É preciso dizer, claro, que a profissão tem um lado absurdamente gratificante, seja por ver que a Justiça foi servida, numa condenação ou numa absolvição, ou também por conseguir ajudar pessoas com boas ideias colocando tudo em prática, fazendo até com que a engrenagem não pare. Sim, dá pra ser advogado e ser uma pessoa boa, é bem fácil.

Mas... quando você trabalha para o poder público, não tem o cliente. Mas tem um risco bastante peculiar: a indiferença. Pessoas tornam-se nomes em papel, e você não sabe se aquele sujeito contra quem você oferece uma denúncia, com a faca nos dentes e a cabeça no índice de condenações, é realmente tudo aquilo, ou como vai ficar a família do sujeito. Claro, quem faz merda tem que pagar por isso, não há dúvidas, mas às vezes... e não precisamos imaginar casos à John Grisham para isso, como Tempo de Matar, em que a simpatia pelo réu é mais do justificada, diante de um caso de estupro tão nojento, e o final não poderia ser outro.

E os "furos" no sistema, com que os advogados privados têm que aprender a trabalhar tão bem, e os advogados públicos, por assim dizer, têm que aprender a contornar, ou adaptar?

Nesse sentido, há filmes que mostram lados interessantes da mesma moeda, e que deveriam ser vistos por quem pensa em fazer Direito.

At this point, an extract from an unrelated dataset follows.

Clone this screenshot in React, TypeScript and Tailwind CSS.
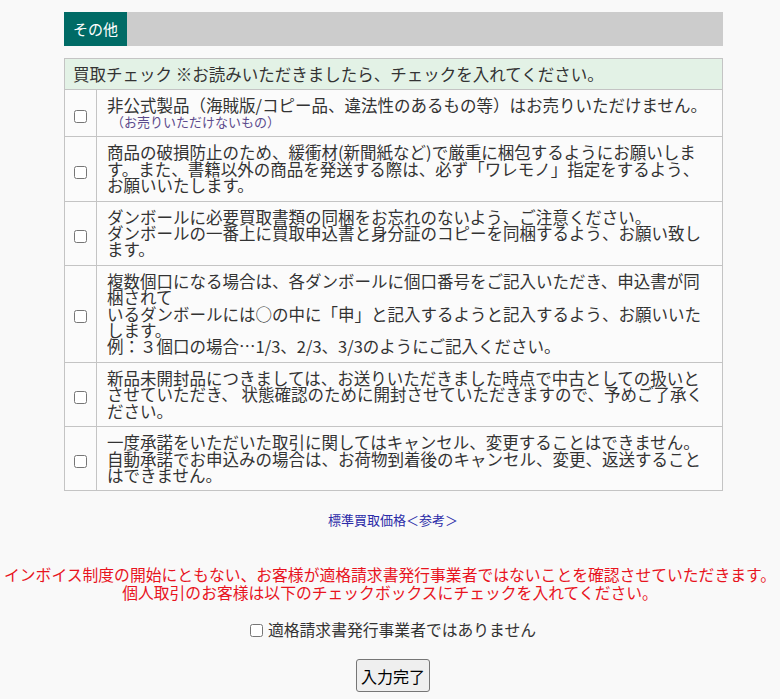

Segue um "Top 5" bastante recente para isso, sem qualquer tipo de ordem motivada.

1. Conduta de Risco (Michael Clayton, 2007) 
Filme do advogado "fixer", que precisa fazer malabarismos para contornar situações, defender interesses, manipular a verdade. É um show de George Clooney, e chega a extremos, mas até aí, os extremos sempre mostram porções ideais ou indesejáveis da realidade. Um filmaço, de verdade, mas muito complicado. Questões de consciência e de ética no talo.

2. Fora de Controle (Changing Lanes, 20022)
Ben Affleck é canastrão, mas aqui o papel cai como uma luva para ele. E Samuel L. Jackson consegue controlar seus motherfucker moments da vida pra mostrar um cara tão desesperado que é comedido. O filme um lado "humanístico", de mudança de vida, mas isso só porque o advogado, coitado, se dá conta da podridão do meio em que trabalha, e a chave para a mudança cai, literalmente, em sua mesa, diante de si.

3. O Poder e a Lei (The Lincoln Lawyer, 2011)
Ok, então todo mundo tem direito ao acesso à Justiça, a um julgamento justo e afins? E quando seu cliente é um estuprador confesso, e você sabe que há buracos no "devido processo legal" que darão aquela forcinha para ele continuar por aí, free as a bird? Advogados de traficantes e de certos políticos também poderiam fazer um filme assim, seria até mais interessante para nossa perspectiva tupiniquim.

4. Código de Conduta (Law Abiding Citizen, 2009)
A situação é tão cruel, tão perturbadora que não dá pra assistir ao filme sem torcer pelo "vilão" do filme, para que tudo vá pelos ares. O problema é que é um filme de ação, e o foco vai do processo legal em si para as cenas de ação e de bombas e de torturas que ele se perde um tanto, sobre o trabalho do promotor e da juíza que são obrigados a fazer acordos e liberar criminosos a ponto de embrulhar o estômago. Isso também acontece com "colarinho branco", e não é menos pior.

5. O Crime do Século (The Crime of the Century, 1996)
Um daqueles filmes pra quem acha que bandido bom é bandido morto verem, porque mostra bem como um promotor de justiça passa de uma conduta investigativa à preparação de uma armadilha para jogar a culpa em alguém, de qualquer maneira. A pressão pública e dos "poderes" é sempre grande, e pode levar a erros monumentais, ainda mais num país que aceita a pena de morte - mas também pode acontecer em casos como a notória Ação Penal nº 470, o Mensalão.